Several sites reported network saturation
Evaluating to use selected “strong" Tier-2 sites to add computing capacity for DIGI-RECO
Also, cloud team continuing work on the HLT for DIGI-RECO processing
Xrootd fallback seems broken for CMSSW build based on ROOT6 (CMSSW_7_4_x) and first open attempted with DCAP
Problem identified and fixed in new releases by framework/ROOT experts
Plan to drop support of CRC32 checksum in CMS data transfer systems
Will provide only Adler32 for newly produced files
Had a meeting among CERN-IT, ATLAS and CMS to understand rather bad site readiness values for CERN
Good discussion
Common understanding and agreement on next steps
Details to be found in Maite's report
LHCb
Operational issues
SARA/NIKHEF data access problems ongoing (GGUS:113324)
status of RFC proxy readiness to be followed up per experiment
ALICE done (being used at almost all sites where this matters)
CMS users are using RFC proxies since months
SAM-Nagios proxy renewal code fix to support RFC proxies:
maybe no longer needed after SAM upgrade to UMD-3
latest VOMS client enforces the correct proxy type automatically
infrastructure readiness can then be checked with the sam-preprod hosts
no failures expected due to proxy type
Machine/Job Features
NTR
Middleware Readiness WG
Multicore Deployment
IPv6 Validation and Deployment TF
LHCb: DIRAC was made IPv6-compatible back in November, but testing has started in April: a DIRAC installation on a dual stack machine is running at CERN. Successfully tested that can be contacted from IPv6 and IPv4 nodes and can run jobs submitted from LXPLUS. However, 50% of client connections fail, which was hidden by automatic retries, and it was found to be caused by a CERN python library (wrong IPV6 address returned).
Squid Monitoring and HTTP Proxy Discovery TFs
No news
Network and Transfer Metrics WG
perfSONAR status
Security: NDT 3.7.0.1 was released, fixing potential security issue in NDT. This shouldn't affect WLCG sites that followed our instructions, since they should have NDT/NPAD disabled. We encourage ALL sites to double check this and also to ensure they have auto-updates enabled. The latest perfSONAR Toolkit version that all sites should be running is 3.4.2-12.pSPS (Latest versions of all sub-components are Toolkit-3.4.2 (3.4.2-12.pSPS), BWCTL-1.5.4-1.el6, OWAMP-3.4-10.el6, NDT-3.7.0.1-2.el6, NPAD-1.5.6-3.el6, esmond-1.0-13.el6, Regular Testing Daemon-3.4.2-4.pSPS, iperf3-3.0.11-1.el6).

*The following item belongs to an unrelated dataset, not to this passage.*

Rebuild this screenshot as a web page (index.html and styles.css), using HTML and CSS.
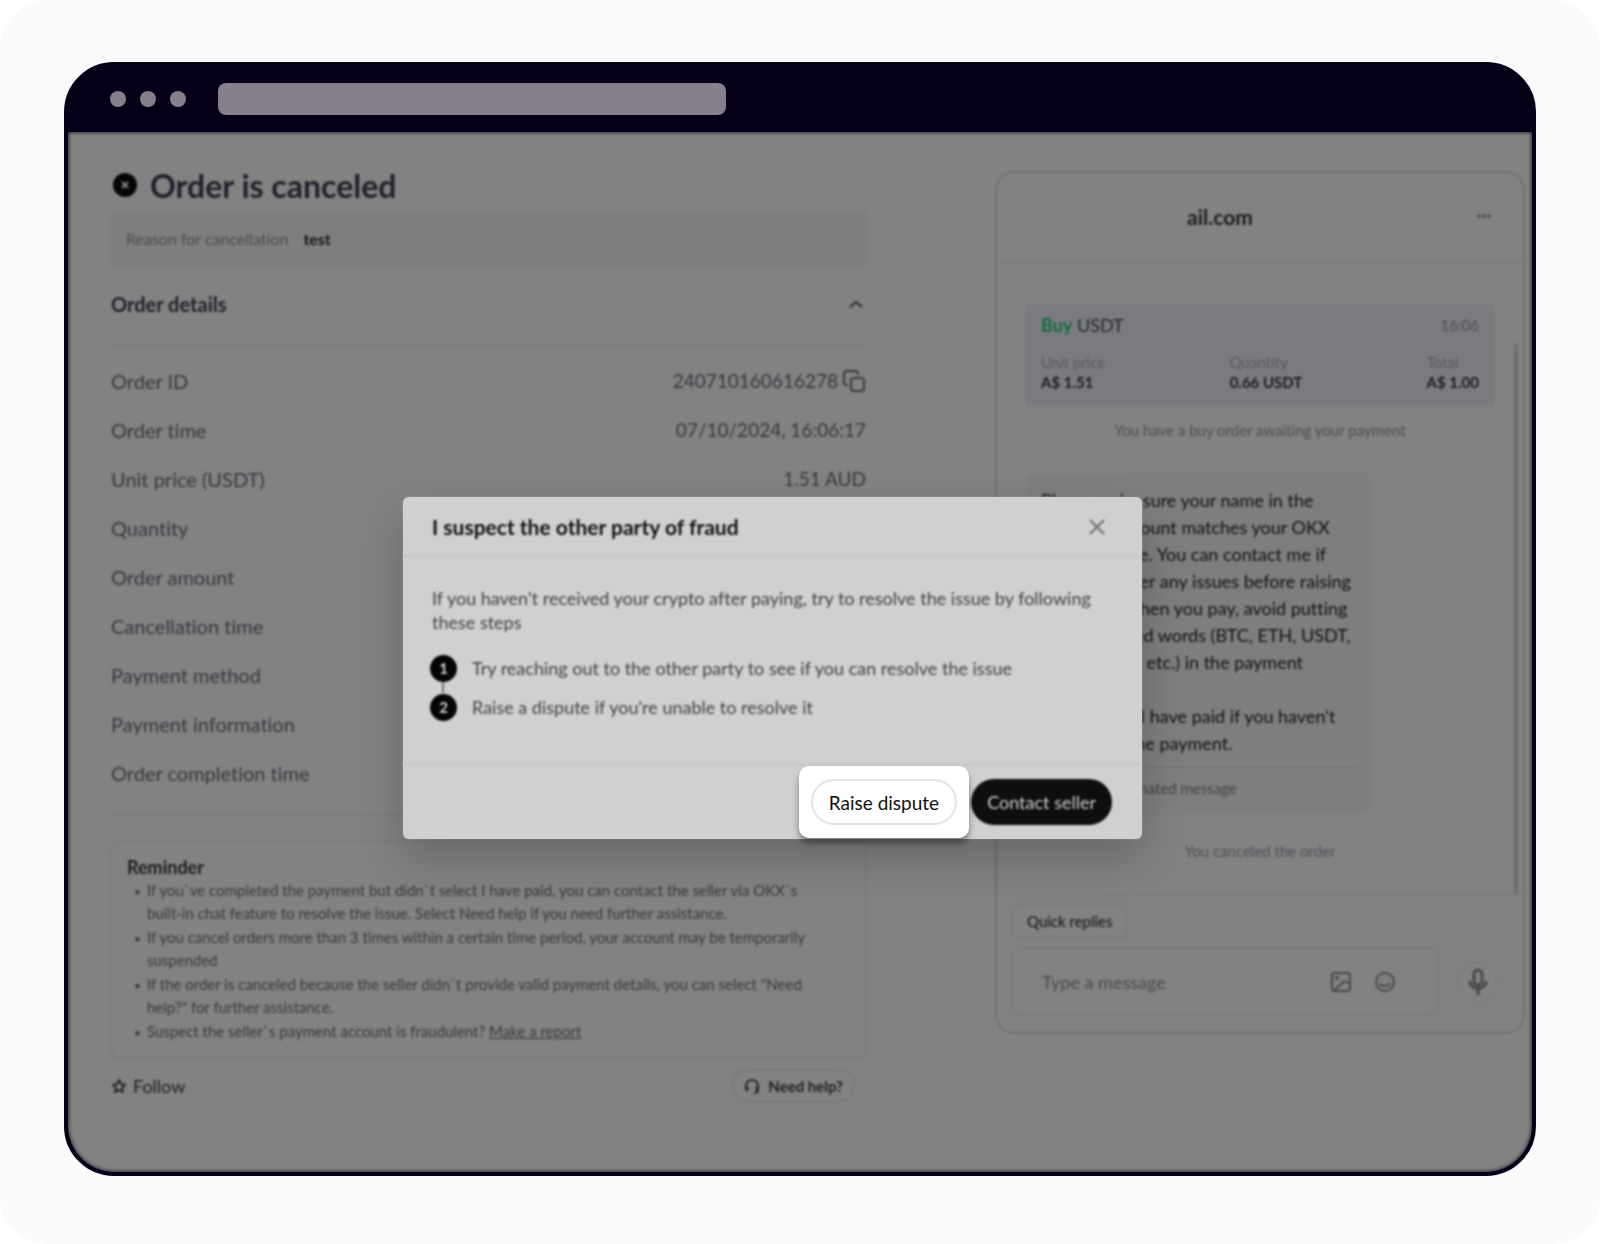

All meshes migrated from iperf to iperf3 and from traceroute to tracepath. This should improve our bandwidth measurements and enable MTU path discovery.
Very good progress in ramping up latency tests, currently with 34 sonars, we're able to consistently get results for all tested links.
OSG/Datastore validation progressing well, resolved all performance issues and targeting July for production (progress already visible at http://psmad.grid.iu.edu/maddash-webui/).
Publishing results to message bus progressing, development has finalized for esmond2mq prototype and we plan to enter pilot phase. Initial version of the proximity service (mapping sonars to storages) in testing.
Hassen Riahi (FTS dashboard) reported on FTS performance for WLCG during the first phase of production (3 months)
Initial report on the FTS performance study presented by Saul Youssef (Boston University), common study for ATLAS, CMS and LHCb. Early results already provide valuable insights and also show how we could benefit from integrating FTS and perfSONAR. Agreed to follow up on a regular basis at the next meetings.
The network incident (degradation) between Triumf and RAL reported by ATLAS will be a case to test the procedure put in place by the network metrics WG.
CMS instructions to shifters to be changed so that tickets are not opened if just one CE is red.
Maarten to follow-up with the experiments that the dates for removing the VOMS servers' aliases, as reported in the SHA-2 TF section above, are kept.